Notes on Displaying Frames

It seems like some people, including myself, are insane enough to use OpenCV to display frames once in a while - not recommended for production systems! A standard example of “how to display a frame” is usually something like this:

// C++

// [...]
for (;;)
{
 // [...]
    cv::imshow("Window Title", frame_mat);
    int key =  cv::waitKey(1);
    if (key == 27) {
        break;
    }
// [...]
cv::destroyAllWindows();
// [...]

#python

# [...]
while True:
# [...]
    cv2.imshow('Window Title', frame_mat)
    key = cv2.waitKey(1)
    if key == 27:
        break
# [...]
cv2.destroyAllWindows()
# [...]

However, how are cv::imshow and cv::waitKey related and what the fuck is cv::pollKey?

cv::waitKey returns the ANSII character. ESC equals 27 in the example above if ESC was pressed. Since cv::waitKey(1) is used, it will sleep for at least 1 ms which highlights a problem already. It has to wait until a time slice (CPU scheduling) is available. Sleeping for 1 ms practically means that we have to put it on a queue and wait until resources are available again. Since cv::waitKey(0) waits for an indefinite period until a keyboard input is received, we’re running into problems with real-time systems. It is important to know that drawing the image (GPU side) happens after the wait key.
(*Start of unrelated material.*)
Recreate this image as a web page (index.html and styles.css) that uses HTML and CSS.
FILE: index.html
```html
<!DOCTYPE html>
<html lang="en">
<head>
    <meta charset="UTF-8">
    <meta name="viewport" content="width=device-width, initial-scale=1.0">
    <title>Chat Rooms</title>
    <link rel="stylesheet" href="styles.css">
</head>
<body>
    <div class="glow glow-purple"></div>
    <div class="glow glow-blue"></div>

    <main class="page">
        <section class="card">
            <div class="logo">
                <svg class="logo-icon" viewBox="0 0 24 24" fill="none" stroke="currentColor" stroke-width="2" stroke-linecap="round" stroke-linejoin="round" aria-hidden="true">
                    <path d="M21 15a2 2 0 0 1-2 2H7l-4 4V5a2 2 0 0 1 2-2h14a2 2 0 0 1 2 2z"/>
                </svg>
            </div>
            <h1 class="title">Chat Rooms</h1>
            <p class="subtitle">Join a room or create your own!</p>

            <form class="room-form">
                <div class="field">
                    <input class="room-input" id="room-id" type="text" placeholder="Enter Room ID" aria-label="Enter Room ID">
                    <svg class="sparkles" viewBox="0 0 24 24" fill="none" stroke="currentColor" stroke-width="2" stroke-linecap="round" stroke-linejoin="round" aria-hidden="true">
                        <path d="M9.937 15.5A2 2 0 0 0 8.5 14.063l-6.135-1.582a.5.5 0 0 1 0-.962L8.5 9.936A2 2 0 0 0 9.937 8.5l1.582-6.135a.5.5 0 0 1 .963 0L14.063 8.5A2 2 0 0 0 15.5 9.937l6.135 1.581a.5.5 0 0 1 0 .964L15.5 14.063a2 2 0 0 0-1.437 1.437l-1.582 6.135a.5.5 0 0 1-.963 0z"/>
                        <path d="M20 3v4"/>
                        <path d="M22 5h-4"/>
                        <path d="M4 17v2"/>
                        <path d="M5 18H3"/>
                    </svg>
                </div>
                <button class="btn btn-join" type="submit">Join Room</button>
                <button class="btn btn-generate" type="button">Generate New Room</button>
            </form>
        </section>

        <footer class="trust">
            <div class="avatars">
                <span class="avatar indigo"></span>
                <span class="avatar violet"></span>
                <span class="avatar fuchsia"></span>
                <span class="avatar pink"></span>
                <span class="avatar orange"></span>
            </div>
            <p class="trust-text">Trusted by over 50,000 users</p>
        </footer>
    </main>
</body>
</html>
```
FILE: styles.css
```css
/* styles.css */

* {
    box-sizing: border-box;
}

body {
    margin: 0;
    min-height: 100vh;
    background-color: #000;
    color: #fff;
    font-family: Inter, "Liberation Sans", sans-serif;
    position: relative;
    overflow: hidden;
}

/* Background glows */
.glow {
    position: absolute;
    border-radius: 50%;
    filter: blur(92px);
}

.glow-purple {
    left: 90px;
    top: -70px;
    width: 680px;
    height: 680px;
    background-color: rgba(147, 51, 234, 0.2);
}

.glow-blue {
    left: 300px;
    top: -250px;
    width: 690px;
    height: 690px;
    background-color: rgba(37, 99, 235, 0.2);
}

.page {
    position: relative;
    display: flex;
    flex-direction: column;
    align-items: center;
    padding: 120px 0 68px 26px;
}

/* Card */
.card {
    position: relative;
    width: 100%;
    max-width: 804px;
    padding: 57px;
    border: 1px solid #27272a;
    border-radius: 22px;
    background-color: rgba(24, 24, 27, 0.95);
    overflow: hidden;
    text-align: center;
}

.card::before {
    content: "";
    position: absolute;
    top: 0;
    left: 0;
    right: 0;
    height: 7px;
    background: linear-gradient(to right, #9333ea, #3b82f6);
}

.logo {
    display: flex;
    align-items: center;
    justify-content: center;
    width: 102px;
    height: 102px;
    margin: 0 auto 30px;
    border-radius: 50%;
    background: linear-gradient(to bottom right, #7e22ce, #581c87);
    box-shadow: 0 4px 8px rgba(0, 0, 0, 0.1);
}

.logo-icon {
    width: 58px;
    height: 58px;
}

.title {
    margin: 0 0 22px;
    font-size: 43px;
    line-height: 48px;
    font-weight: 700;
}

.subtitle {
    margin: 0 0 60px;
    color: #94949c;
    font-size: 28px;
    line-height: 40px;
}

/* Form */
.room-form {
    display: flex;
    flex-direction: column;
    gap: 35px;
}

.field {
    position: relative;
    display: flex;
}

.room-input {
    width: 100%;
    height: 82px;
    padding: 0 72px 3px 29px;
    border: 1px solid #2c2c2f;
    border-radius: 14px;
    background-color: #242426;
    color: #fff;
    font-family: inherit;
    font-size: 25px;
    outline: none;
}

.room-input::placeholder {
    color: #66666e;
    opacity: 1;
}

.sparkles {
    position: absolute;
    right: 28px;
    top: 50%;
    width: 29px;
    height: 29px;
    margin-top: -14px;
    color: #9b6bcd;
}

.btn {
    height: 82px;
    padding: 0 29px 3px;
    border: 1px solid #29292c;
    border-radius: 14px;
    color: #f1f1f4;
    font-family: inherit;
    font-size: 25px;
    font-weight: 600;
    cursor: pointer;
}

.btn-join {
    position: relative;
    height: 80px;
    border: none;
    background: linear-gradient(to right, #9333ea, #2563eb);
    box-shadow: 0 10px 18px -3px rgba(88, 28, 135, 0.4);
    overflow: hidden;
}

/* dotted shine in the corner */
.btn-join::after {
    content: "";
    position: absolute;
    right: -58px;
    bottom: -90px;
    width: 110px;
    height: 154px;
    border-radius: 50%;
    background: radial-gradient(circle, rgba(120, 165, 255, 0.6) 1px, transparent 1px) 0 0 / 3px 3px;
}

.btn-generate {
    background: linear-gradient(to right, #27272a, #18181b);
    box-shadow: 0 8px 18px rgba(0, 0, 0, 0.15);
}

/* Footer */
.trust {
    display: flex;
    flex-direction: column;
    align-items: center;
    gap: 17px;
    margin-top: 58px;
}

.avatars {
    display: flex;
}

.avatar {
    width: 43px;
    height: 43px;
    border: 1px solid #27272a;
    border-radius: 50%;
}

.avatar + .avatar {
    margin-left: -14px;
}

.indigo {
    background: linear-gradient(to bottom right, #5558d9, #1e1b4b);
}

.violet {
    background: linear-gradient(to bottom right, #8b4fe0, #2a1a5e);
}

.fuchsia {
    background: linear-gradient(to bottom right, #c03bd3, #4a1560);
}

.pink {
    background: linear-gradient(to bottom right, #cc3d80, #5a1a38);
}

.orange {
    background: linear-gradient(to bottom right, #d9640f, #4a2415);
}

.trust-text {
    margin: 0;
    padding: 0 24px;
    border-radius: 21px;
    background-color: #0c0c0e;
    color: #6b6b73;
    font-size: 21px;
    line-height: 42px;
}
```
The OpenCVdisplay/imshow capabilites offer some nice options to play around with and resize windows etc. However, due to the constraints outlined above I consider it a toy functionality for debugging but not for production use. A notable mention with respect to this is that if OpenCV is compiled with OpenCV support and the frame to be displayed next is of type cv::cuda::GpuMat, then no additional host <-> device copies happen and the frame is accessed directly on the GPU. It works by initializing a name window first using the cv::WINDOW_OPENGL WindowFlag.